You can't bring out what's not there. You're looking for _cuivré_ samples, which is an effect that requires specific notation. The brassy component is not found in typical horn tone. It is added by bringing the horn to a state where the bell of the horn itself vibrates, resulting in the admixture you're talking about. The lowest dynamic it can be achieved is forte, but is more commonly called for in _ff_ or _fff_. It can be achieved throughout the horn's entire range.


----------



## Meredithmoo25 (Oct 21, 2020)

Hi, professional horn player here, though I would weigh in a bit...

A lot of good points people have been making here. That "brassy" sound (notated _cuivré) _the air pushing the sound of the horn to its absolute limits. You can hear in the sample too: when it gets really loud, the pitch goes off a little and the shape of the sound becomes unsteady and wavers. It's very hard to get that sound on the horn and stay in control. 
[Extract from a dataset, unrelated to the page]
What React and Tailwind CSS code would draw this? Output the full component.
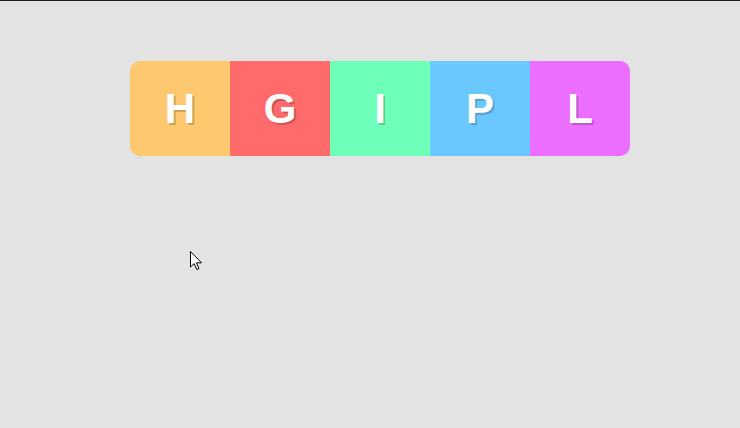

The horn, unlike trumpet and trombone, is a conical instrument (it gradually tapers small to larger) and its bell faces backward which is why, in an orchestra, it sounds really warm, mellow, and distant. With a large section (such as 6 or 12 players) when all players are really blowing hard, it's possible to get a very strong and intense brassy sound familiar to a trumpet/trombone, but it is very hard for a solo horn to play with that intensity and volume and have a direct sound (not to mention in real life it's very hard to sustain _fff_ _cuivré _sound for long without a section to support you, especially in the upper register). This is why horn sections in orchestras are always so much larger than the rest of the brass sections and why the general brass section orchestration rule is 2 horns for every trumpet. 

With sample libraries, it is very deceptive, because the way the horn is recorded, it's not very accurate to how a horn would sound if you were hearing it play in front of you. This sample you gave sounds like it was recorded with a dynamic mic very close to the bell, which makes it sound very present and at the fore. But in a real setting, the sound would be coming "from away", bouncing off the wall and ceiling behind the bell and filling the room with its sound, where other brass face their bells right at you and their sound is directional. I am guessing the solo horn sample was recorded for more lyrical stuff and probably had the mic farther away and captured more of the warm tone. 

With that being said (and sorry I kinda drifted a bit). My suggestion would be (without buying a new sample) 

1. Raise the highest frequencies in the EQ while slightly bringing down the low and mid frequencies. This will help bring out the highest overtones (and the horn a lot of overtones in its sound!) and make the tone brighter

2. Double the high stuff you want with a trumpet. I can't see your score but assuming when you mean "high notes" you mean the notes written at the top of the treble staff and above for Horn in F. If you really want to more present then double it with a second horn. You can definitely mix the balance just right so the trumpet is hardly noticeable but will add a more directional and brassy sound. 

3. Hire a real horn player to record it for you


----------



## Fredeke (Oct 24, 2020)

Try, in this order:
- EQ for less lows, and/or less low-mids
- Use an exciter (that's a kind of distortion that brightens the sound rather than trash it)
- EQ for more highs or high-mids
These is my rule of thumb, not especially for orchestral samples, but for about anyhting.


----------



## Trash Panda (Oct 30, 2020)

Thank you all for the most excellent information. It is much appreciated!

I have tried out the various EQ/Exciter tricks, which with enough tweaking helps a bit, but the $2 Majestic Horn instrument was perfect with no tweaking needed.

I'm bookmarking this thread to refer to in the future for sure.


----------